[Exercise]: Take the data that follows and retype it word for word.

:: Raw data ::

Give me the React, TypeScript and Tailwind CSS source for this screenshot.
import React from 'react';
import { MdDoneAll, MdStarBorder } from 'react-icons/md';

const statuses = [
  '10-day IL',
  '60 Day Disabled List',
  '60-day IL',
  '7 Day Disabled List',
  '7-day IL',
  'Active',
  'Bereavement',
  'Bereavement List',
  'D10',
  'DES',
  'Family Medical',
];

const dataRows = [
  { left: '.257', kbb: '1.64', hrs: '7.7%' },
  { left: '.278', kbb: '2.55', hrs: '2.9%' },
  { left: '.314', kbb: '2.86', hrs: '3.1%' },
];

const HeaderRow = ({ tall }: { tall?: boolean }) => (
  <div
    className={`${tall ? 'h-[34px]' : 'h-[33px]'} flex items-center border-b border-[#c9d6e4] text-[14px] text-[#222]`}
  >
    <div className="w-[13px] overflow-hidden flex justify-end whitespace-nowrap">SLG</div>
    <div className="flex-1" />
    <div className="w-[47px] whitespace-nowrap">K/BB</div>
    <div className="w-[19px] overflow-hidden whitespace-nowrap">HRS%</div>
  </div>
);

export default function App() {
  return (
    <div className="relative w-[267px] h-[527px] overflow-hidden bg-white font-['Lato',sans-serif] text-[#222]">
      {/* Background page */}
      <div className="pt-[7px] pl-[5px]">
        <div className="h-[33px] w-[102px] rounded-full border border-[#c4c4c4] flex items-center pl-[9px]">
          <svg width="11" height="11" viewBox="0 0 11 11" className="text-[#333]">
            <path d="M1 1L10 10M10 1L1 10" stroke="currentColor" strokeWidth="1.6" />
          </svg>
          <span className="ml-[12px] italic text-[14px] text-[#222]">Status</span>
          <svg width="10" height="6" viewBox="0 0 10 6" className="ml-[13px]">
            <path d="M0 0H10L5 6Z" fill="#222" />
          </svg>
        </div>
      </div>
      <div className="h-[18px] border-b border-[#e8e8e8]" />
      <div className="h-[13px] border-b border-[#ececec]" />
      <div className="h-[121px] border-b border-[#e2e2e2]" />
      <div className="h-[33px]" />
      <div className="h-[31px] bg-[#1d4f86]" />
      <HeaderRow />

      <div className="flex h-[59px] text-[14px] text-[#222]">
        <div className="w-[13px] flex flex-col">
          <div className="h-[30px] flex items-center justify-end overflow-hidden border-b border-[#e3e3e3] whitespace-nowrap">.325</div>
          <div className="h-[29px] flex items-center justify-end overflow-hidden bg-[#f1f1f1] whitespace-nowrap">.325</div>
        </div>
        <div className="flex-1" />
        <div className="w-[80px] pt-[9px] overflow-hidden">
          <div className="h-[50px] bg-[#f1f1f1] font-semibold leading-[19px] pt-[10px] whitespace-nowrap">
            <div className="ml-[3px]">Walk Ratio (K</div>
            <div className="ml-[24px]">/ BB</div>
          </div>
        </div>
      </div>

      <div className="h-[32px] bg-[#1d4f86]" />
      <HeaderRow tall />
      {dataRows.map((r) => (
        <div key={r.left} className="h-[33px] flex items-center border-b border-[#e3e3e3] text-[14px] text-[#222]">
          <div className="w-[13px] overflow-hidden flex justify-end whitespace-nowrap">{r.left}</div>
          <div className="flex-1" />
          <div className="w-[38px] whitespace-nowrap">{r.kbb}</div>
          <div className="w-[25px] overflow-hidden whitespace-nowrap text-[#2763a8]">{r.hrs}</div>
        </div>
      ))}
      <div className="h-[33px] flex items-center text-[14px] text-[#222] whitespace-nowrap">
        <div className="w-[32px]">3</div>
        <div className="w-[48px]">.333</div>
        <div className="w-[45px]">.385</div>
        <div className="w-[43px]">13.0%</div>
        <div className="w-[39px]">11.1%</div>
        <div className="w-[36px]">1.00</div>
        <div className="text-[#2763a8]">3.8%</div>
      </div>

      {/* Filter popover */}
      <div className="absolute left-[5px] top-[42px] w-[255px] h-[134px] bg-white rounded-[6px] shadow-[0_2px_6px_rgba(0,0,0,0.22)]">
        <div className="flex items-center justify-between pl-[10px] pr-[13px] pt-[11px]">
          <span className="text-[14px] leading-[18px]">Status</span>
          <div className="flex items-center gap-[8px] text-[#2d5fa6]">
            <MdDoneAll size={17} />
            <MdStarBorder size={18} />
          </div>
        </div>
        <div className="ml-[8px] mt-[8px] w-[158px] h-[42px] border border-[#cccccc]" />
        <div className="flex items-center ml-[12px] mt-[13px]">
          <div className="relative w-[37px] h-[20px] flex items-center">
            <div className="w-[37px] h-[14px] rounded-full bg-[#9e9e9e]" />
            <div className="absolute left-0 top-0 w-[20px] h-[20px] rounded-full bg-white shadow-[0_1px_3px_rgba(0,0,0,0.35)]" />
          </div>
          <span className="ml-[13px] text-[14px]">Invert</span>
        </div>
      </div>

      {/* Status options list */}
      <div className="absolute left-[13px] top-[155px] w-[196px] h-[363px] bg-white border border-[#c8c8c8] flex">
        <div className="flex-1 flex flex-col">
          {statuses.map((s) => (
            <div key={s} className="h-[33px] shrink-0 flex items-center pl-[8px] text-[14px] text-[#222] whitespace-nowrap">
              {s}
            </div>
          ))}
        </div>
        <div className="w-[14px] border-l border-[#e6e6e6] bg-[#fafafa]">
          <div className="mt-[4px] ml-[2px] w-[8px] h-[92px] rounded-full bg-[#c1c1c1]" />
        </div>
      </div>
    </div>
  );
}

:::

[Complete response]:
Give me the React, TypeScript and Tailwind CSS source for this screenshot.
import React from 'react';
import { MdDoneAll, MdStarBorder } from 'react-icons/md';

const statuses = [
  '10-day IL',
  '60 Day Disabled List',
  '60-day IL',
  '7 Day Disabled List',
  '7-day IL',
  'Active',
  'Bereavement',
  'Bereavement List',
  'D10',
  'DES',
  'Family Medical',
];

const dataRows = [
  { left: '.257', kbb: '1.64', hrs: '7.7%' },
  { left: '.278', kbb: '2.55', hrs: '2.9%' },
  { left: '.314', kbb: '2.86', hrs: '3.1%' },
];

const HeaderRow = ({ tall }: { tall?: boolean }) => (
  <div
    className={`${tall ? 'h-[34px]' : 'h-[33px]'} flex items-center border-b border-[#c9d6e4] text-[14px] text-[#222]`}
  >
    <div className="w-[13px] overflow-hidden flex justify-end whitespace-nowrap">SLG</div>
    <div className="flex-1" />
    <div className="w-[47px] whitespace-nowrap">K/BB</div>
    <div className="w-[19px] overflow-hidden whitespace-nowrap">HRS%</div>
  </div>
);

export default function App() {
  return (
    <div className="relative w-[267px] h-[527px] overflow-hidden bg-white font-['Lato',sans-serif] text-[#222]">
      {/* Background page */}
      <div className="pt-[7px] pl-[5px]">
        <div className="h-[33px] w-[102px] rounded-full border border-[#c4c4c4] flex items-center pl-[9px]">
          <svg width="11" height="11" viewBox="0 0 11 11" className="text-[#333]">
            <path d="M1 1L10 10M10 1L1 10" stroke="currentColor" strokeWidth="1.6" />
          </svg>
          <span className="ml-[12px] italic text-[14px] text-[#222]">Status</span>
          <svg width="10" height="6" viewBox="0 0 10 6" className="ml-[13px]">
            <path d="M0 0H10L5 6Z" fill="#222" />
          </svg>
        </div>
      </div>
      <div className="h-[18px] border-b border-[#e8e8e8]" />
      <div className="h-[13px] border-b border-[#ececec]" />
      <div className="h-[121px] border-b border-[#e2e2e2]" />
      <div className="h-[33px]" />
      <div className="h-[31px] bg-[#1d4f86]" />
      <HeaderRow />

      <div className="flex h-[59px] text-[14px] text-[#222]">
        <div className="w-[13px] flex flex-col">
          <div className="h-[30px] flex items-center justify-end overflow-hidden border-b border-[#e3e3e3] whitespace-nowrap">.325</div>
          <div className="h-[29px] flex items-center justify-end overflow-hidden bg-[#f1f1f1] whitespace-nowrap">.325</div>
        </div>
        <div className="flex-1" />
        <div className="w-[80px] pt-[9px] overflow-hidden">
          <div className="h-[50px] bg-[#f1f1f1] font-semibold leading-[19px] pt-[10px] whitespace-nowrap">
            <div className="ml-[3px]">Walk Ratio (K</div>
            <div className="ml-[24px]">/ BB</div>
          </div>
        </div>
      </div>

      <div className="h-[32px] bg-[#1d4f86]" />
      <HeaderRow tall />
      {dataRows.map((r) => (
        <div key={r.left} className="h-[33px] flex items-center border-b border-[#e3e3e3] text-[14px] text-[#222]">
          <div className="w-[13px] overflow-hidden flex justify-end whitespace-nowrap">{r.left}</div>
          <div className="flex-1" />
          <div className="w-[38px] whitespace-nowrap">{r.kbb}</div>
          <div className="w-[25px] overflow-hidden whitespace-nowrap text-[#2763a8]">{r.hrs}</div>
        </div>
      ))}
      <div className="h-[33px] flex items-center text-[14px] text-[#222] whitespace-nowrap">
        <div className="w-[32px]">3</div>
        <div className="w-[48px]">.333</div>
        <div className="w-[45px]">.385</div>
        <div className="w-[43px]">13.0%</div>
        <div className="w-[39px]">11.1%</div>
        <div className="w-[36px]">1.00</div>
        <div className="text-[#2763a8]">3.8%</div>
      </div>

      {/* Filter popover */}
      <div className="absolute left-[5px] top-[42px] w-[255px] h-[134px] bg-white rounded-[6px] shadow-[0_2px_6px_rgba(0,0,0,0.22)]">
        <div className="flex items-center justify-between pl-[10px] pr-[13px] pt-[11px]">
          <span className="text-[14px] leading-[18px]">Status</span>
          <div className="flex items-center gap-[8px] text-[#2d5fa6]">
            <MdDoneAll size={17} />
            <MdStarBorder size={18} />
          </div>
        </div>
        <div className="ml-[8px] mt-[8px] w-[158px] h-[42px] border border-[#cccccc]" />
        <div className="flex items-center ml-[12px] mt-[13px]">
          <div className="relative w-[37px] h-[20px] flex items-center">
            <div className="w-[37px] h-[14px] rounded-full bg-[#9e9e9e]" />
            <div className="absolute left-0 top-0 w-[20px] h-[20px] rounded-full bg-white shadow-[0_1px_3px_rgba(0,0,0,0.35)]" />
          </div>
          <span className="ml-[13px] text-[14px]">Invert</span>
        </div>
      </div>

      {/* Status options list */}
      <div className="absolute left-[13px] top-[155px] w-[196px] h-[363px] bg-white border border-[#c8c8c8] flex">
        <div className="flex-1 flex flex-col">
          {statuses.map((s) => (
            <div key={s} className="h-[33px] shrink-0 flex items-center pl-[8px] text-[14px] text-[#222] whitespace-nowrap">
              {s}
            </div>
          ))}
        </div>
        <div className="w-[14px] border-l border-[#e6e6e6] bg-[#fafafa]">
          <div className="mt-[4px] ml-[2px] w-[8px] h-[92px] rounded-full bg-[#c1c1c1]" />
        </div>
      </div>
    </div>
  );
}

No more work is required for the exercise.